Crowe then stresses this is adult hike information.

“With kids, I tell them they’re both boy and girl and leave it at that.”

Crowe, education and outreach director with Friends of the Forest, told the story of mating slugs on a senior/adult hike to northwest Whistle Lake on Aug. 10.

Participants were treated to a wealth of knowledge, the vast array of vegetation in the forest and even a show of teens jumping off the popular Whistle Lake cliffs.

When the journey begins, Crowe tells the group it’s taking the main trail to Whistle Lake, but many of the 50 miles of established trails in the Forest Lands lead to it.

Because she has led so many children’s Forest Discovery Programs lately, Crowe says she’s tempted to go through the safety rules of not throwing anything or pushing other participants. She does, however, tell the group to watch out for wasps and hornets coming in and out of holes in the path and to listen for a buzz so the group knows to move along quietly and calmly.

Because it is a hike for the older crowd, it is relaxed and leisurely. Crowe stops often to explain what’s growing in a particular spot and how and why it came about.

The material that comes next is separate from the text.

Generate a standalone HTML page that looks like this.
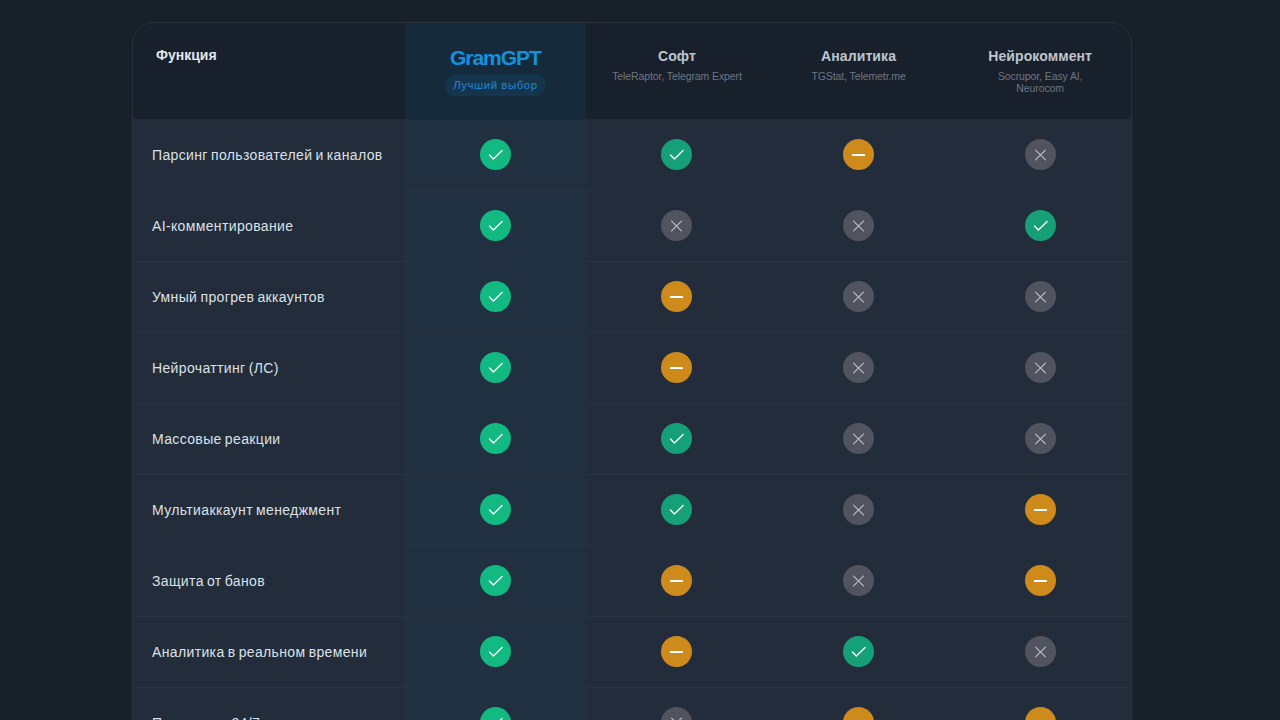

Crowe also uses the opportunity to tell hikers a bit about Friends of the Forest, which provides the community hikes along with educational programs and summer camps. The nonprofit’s staff is made up of Crowe and Development and Outreach Director Jean Andrich, who both work part time.

“We live in a time of general nature illiteracy, and our kids are especially suffering from the lack of connection with the natural world around them,” Crowe said. “We invest in our forest programs to help bridge that divide, to connect the community with the wonders around us. To know our place more deeply, to feel greater love for it, and to care enough to help sustain it into the future.”

During the Friday morning hike, she points out interesting trees, ferns and other plants that contribute to the forest’s diversity.
Alongside the trail, the group comes upon the biggest Douglas fir in the forest. It has a few fire scars and is at least 600 years old, Crowe says.

“Well you have to touch something like that,” says Markay Neumann as she puts her palm against the massive trunk.
“There’s so much life on it,” Amy Ashley says.

Crowe leads the senior/adult hikes on Fridays and all-ages hikes, which include children and are a bit longer, on Saturdays. Both run about 10 a.m. to noon. Though on that particular day in early August, Crowe was so into it, the walk lasted three hours.

No one complained. In fact, people relished the opportunity to hear more of what Crowe had to say … and teach.

“You always learn something when you walk with Denise,” Harriet Hoffman says.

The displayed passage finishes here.